9.7 Waiver. No waiver by Trainer of any breach of this Agreement shall be a waiver of any preceding or succeeding breach. No waiver by Trainer of any right under this Agreement shall be construed as a waiver of any other right. Trainer shall not be required to give notice to enforce strict adherence to all terms of this Agreement.

9.8 Publicity. Each party hereto shall be free to advertise and publicize the existence of this Agreement and the general nature of the parties’ relationship with the prior approval of the other party. Notwithstanding the foregoing, Trainer shall be entitled, without Client’s consent, to use Client’s name internally on its customer lists and make oral reference to Client as a customer not in a public address context. Trainer may also reference Client and use its logo on Trainer’s website and in connection with Trainer’s sales and marketing materials.
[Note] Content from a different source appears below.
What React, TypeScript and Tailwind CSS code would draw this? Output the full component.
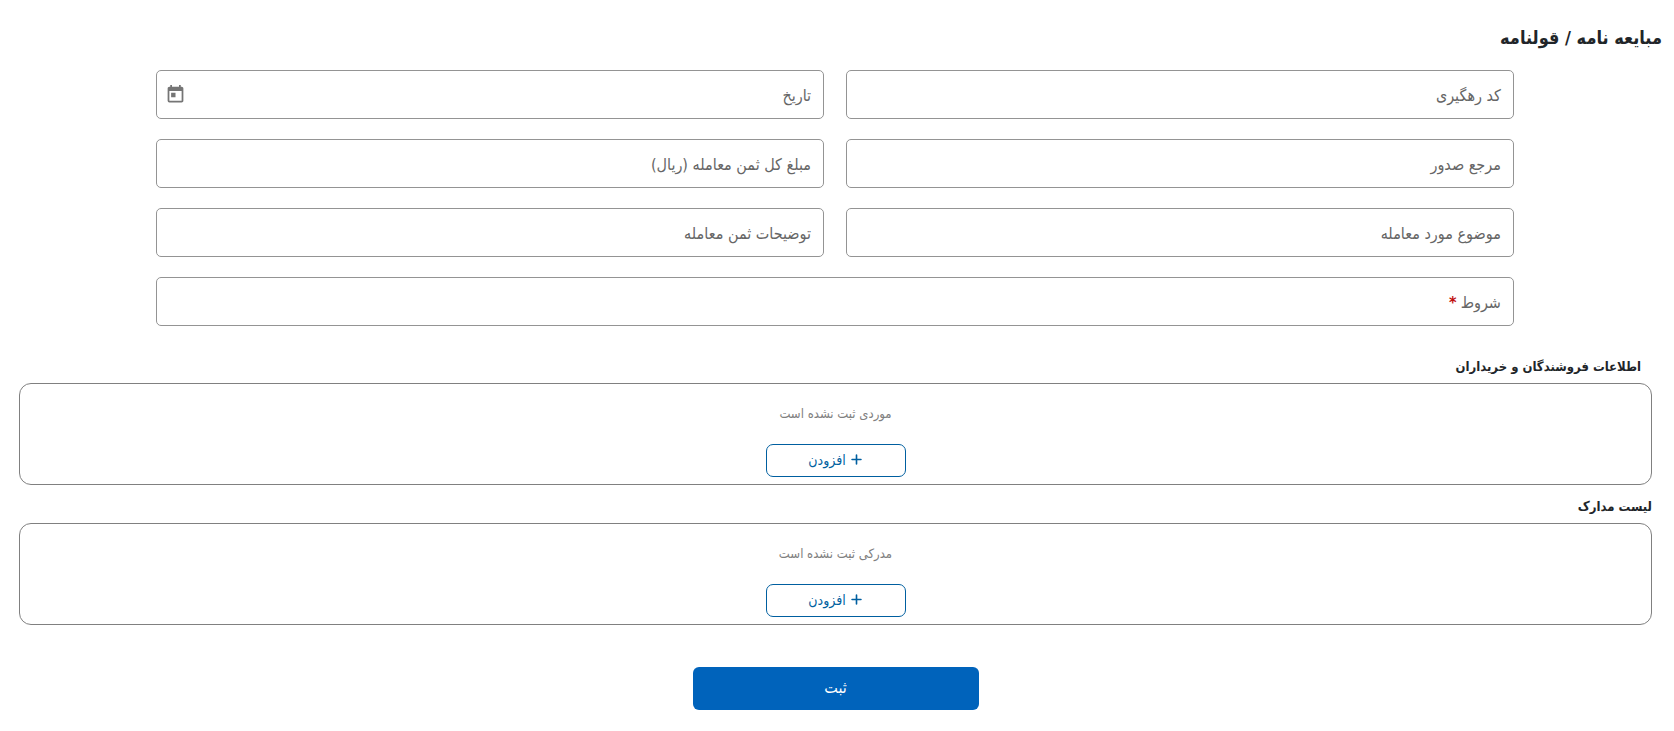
import type { ReactNode } from "react";
import { FaPlus } from "react-icons/fa6";
import { MdToday } from "react-icons/md";

const fields = [
  { id: "trackingCode", label: "کد رهگیری" },
  { id: "date", label: "تاریخ", calendar: true },
  { id: "issuer", label: "مرجع صدور" },
  { id: "totalPrice", label: "مبلغ کل ثمن معامله (ریال)" },
  { id: "subject", label: "موضوع مورد معامله" },
  { id: "priceNotes", label: "توضیحات ثمن معامله" },
  { id: "terms", label: "شروط", required: true },
];

type FieldProps = {
  id: string;
  label: string;
  calendar?: boolean;
  required?: boolean;
};

function Field({ id, label, calendar, required }: FieldProps) {
  return (
    <div
      className={`flex h-[49px] items-center rounded-[5px] border border-[#949494] pr-3 pl-2 ${
        required ? "col-span-2" : ""
      }`}
    >
      <label htmlFor={id} className="shrink-0 pt-0.5 text-base text-[#666]">
        {label}
        {required && <span className="mr-1 font-bold text-[#c00d0d]">*</span>}
      </label>
      <input id={id} name={id} required={required} className="h-full min-w-0 flex-1 px-2 text-base outline-none" />
      {calendar && (
        <button type="button" aria-label="تقویم" className="text-[#757575]">
          <MdToday className="size-[21px]" />
        </button>
      )}
    </div>
  );
}

function Panel({ title, empty, inset }: { title: ReactNode; empty: string; inset?: boolean }) {
  return (
    <section>
      <h2 className={`text-[13px] leading-8 font-bold text-[#212529] ${inset ? "pr-[11px]" : ""}`}>{title}</h2>
      <div className="flex flex-col items-center rounded-xl border border-[#808080] pt-[18px] pb-[7px]">
        <p className="text-[13px] leading-6 text-[#808080]">{empty}</p>
        <button
          type="button"
          className="mt-[18px] flex h-[33px] w-[140px] items-center justify-center gap-1 rounded-[7px] border border-[#005fa0] pb-0.5 text-sm text-[#005fa0]"
        >
          <FaPlus className="size-[13px]" />
          افزودن
        </button>
      </div>
    </section>
  );
}

export default function App() {
  return (
    <main dir="rtl" className="bg-white pt-5 pb-5 font-['DejaVu_Sans_Condensed','DejaVu_Sans',sans-serif]">
      <h1 className="pr-3 text-lg leading-9 font-bold text-[#212529]">مبایعه نامه / قولنامه</h1>
      <form className="mt-[14px] pr-[22px] pl-[19px]">
        <div className="mx-auto grid w-10/12 grid-cols-2 gap-x-[22px] gap-y-5 pr-0.5 pl-px">
          {fields.map((field) => (
            <Field key={field.id} {...field} />
          ))}
        </div>

        <div className="mt-[25px] flex flex-col gap-[6px]">
          <Panel title="اطلاعات فروشندگان و خریداران" empty="موردی ثبت نشده است" inset />
          <Panel title="لیست مدارک" empty="مدرکی ثبت نشده است" />
        </div>

        <button
          type="submit"
          className="mx-auto mt-[42px] flex h-[43px] w-[286px] items-center justify-center rounded-md bg-[#0063bb] pb-0.5 text-base text-white"
        >
          ثبت
        </button>
      </form>
    </main>
  );
}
9.9 Entire Agreement. This Agreement is the final, complete, and exclusive agreement of the parties with respect to the subject matter hereof. This Agreement supersedes all prior discussions between the parties hereto. No modification of or amendment to this Agreement, nor any waiver of any rights under this Agreement, will be effective unless in writing and signed by the party to be charged. The terms of this Agreement will govern all Services undertaken by Trainer for Client.

IN WITNESS WHEREOF, the parties have caused this Training Services Agreement to be executed by their duly authorized representatives as of the date first set during registration.